_Your task_
Write every record out again exactly, and keep images out of it.

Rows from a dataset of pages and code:

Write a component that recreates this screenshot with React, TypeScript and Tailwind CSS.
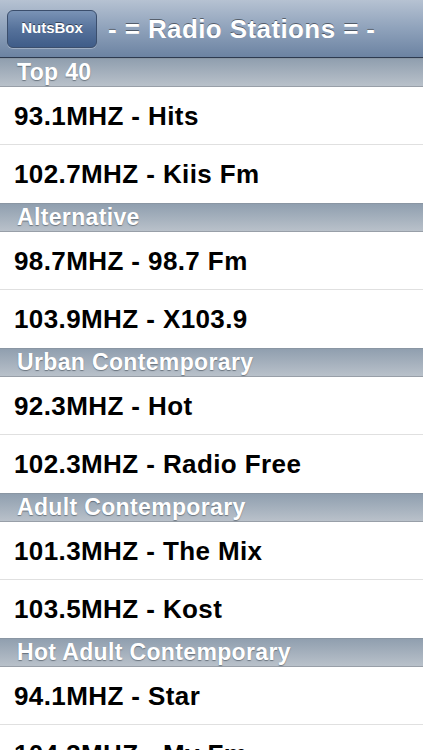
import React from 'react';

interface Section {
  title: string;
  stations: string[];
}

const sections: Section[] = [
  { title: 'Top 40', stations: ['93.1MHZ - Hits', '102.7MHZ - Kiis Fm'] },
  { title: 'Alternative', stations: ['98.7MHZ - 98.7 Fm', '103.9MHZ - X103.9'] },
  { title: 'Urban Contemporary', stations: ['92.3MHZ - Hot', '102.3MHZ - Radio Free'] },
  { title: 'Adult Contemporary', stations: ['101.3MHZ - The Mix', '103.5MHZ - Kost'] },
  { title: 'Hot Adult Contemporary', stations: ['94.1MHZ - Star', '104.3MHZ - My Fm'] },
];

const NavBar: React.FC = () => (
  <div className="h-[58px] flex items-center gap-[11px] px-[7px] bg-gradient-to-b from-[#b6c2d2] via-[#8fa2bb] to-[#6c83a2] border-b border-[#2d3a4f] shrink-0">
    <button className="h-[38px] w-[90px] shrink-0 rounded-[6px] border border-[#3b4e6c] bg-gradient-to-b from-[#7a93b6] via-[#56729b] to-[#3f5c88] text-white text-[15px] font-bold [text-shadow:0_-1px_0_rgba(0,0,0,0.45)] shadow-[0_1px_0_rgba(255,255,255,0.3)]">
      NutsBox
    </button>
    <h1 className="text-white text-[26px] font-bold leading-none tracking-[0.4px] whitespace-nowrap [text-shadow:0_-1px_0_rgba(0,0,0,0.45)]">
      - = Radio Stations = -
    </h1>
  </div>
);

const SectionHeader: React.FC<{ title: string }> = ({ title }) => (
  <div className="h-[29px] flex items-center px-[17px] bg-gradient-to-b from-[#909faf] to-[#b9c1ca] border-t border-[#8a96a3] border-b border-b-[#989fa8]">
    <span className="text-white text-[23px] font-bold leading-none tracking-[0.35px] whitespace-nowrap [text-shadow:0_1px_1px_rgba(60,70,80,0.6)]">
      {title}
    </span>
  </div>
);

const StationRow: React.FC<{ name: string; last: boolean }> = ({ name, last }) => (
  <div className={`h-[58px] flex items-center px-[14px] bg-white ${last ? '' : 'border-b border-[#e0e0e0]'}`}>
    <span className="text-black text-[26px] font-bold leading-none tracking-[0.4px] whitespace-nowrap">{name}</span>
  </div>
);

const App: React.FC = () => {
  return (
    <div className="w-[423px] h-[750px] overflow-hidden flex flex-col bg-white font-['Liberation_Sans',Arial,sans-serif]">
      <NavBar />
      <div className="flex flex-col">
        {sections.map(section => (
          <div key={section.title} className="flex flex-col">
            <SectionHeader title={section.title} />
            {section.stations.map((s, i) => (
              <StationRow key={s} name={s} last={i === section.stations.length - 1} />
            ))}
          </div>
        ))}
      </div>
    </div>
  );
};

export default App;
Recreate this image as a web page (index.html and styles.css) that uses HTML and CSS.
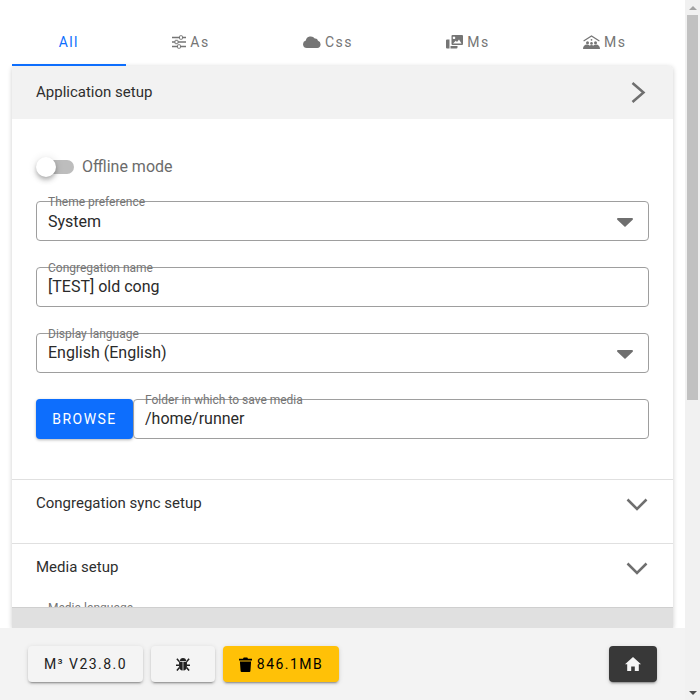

_The response_
Write a component that recreates this screenshot with React, TypeScript and Tailwind CSS.
import React from 'react';

interface Section {
  title: string;
  stations: string[];
}

const sections: Section[] = [
  { title: 'Top 40', stations: ['93.1MHZ - Hits', '102.7MHZ - Kiis Fm'] },
  { title: 'Alternative', stations: ['98.7MHZ - 98.7 Fm', '103.9MHZ - X103.9'] },
  { title: 'Urban Contemporary', stations: ['92.3MHZ - Hot', '102.3MHZ - Radio Free'] },
  { title: 'Adult Contemporary', stations: ['101.3MHZ - The Mix', '103.5MHZ - Kost'] },
  { title: 'Hot Adult Contemporary', stations: ['94.1MHZ - Star', '104.3MHZ - My Fm'] },
];

const NavBar: React.FC = () => (
  <div className="h-[58px] flex items-center gap-[11px] px-[7px] bg-gradient-to-b from-[#b6c2d2] via-[#8fa2bb] to-[#6c83a2] border-b border-[#2d3a4f] shrink-0">
    <button className="h-[38px] w-[90px] shrink-0 rounded-[6px] border border-[#3b4e6c] bg-gradient-to-b from-[#7a93b6] via-[#56729b] to-[#3f5c88] text-white text-[15px] font-bold [text-shadow:0_-1px_0_rgba(0,0,0,0.45)] shadow-[0_1px_0_rgba(255,255,255,0.3)]">
      NutsBox
    </button>
    <h1 className="text-white text-[26px] font-bold leading-none tracking-[0.4px] whitespace-nowrap [text-shadow:0_-1px_0_rgba(0,0,0,0.45)]">
      - = Radio Stations = -
    </h1>
  </div>
);

const SectionHeader: React.FC<{ title: string }> = ({ title }) => (
  <div className="h-[29px] flex items-center px-[17px] bg-gradient-to-b from-[#909faf] to-[#b9c1ca] border-t border-[#8a96a3] border-b border-b-[#989fa8]">
    <span className="text-white text-[23px] font-bold leading-none tracking-[0.35px] whitespace-nowrap [text-shadow:0_1px_1px_rgba(60,70,80,0.6)]">
      {title}
    </span>
  </div>
);

const StationRow: React.FC<{ name: string; last: boolean }> = ({ name, last }) => (
  <div className={`h-[58px] flex items-center px-[14px] bg-white ${last ? '' : 'border-b border-[#e0e0e0]'}`}>
    <span className="text-black text-[26px] font-bold leading-none tracking-[0.4px] whitespace-nowrap">{name}</span>
  </div>
);

const App: React.FC = () => {
  return (
    <div className="w-[423px] h-[750px] overflow-hidden flex flex-col bg-white font-['Liberation_Sans',Arial,sans-serif]">
      <NavBar />
      <div className="flex flex-col">
        {sections.map(section => (
          <div key={section.title} className="flex flex-col">
            <SectionHeader title={section.title} />
            {section.stations.map((s, i) => (
              <StationRow key={s} name={s} last={i === section.stations.length - 1} />
            ))}
          </div>
        ))}
      </div>
    </div>
  );
};

export default App;
Recreate this image as a web page (index.html and styles.css) that uses HTML and CSS.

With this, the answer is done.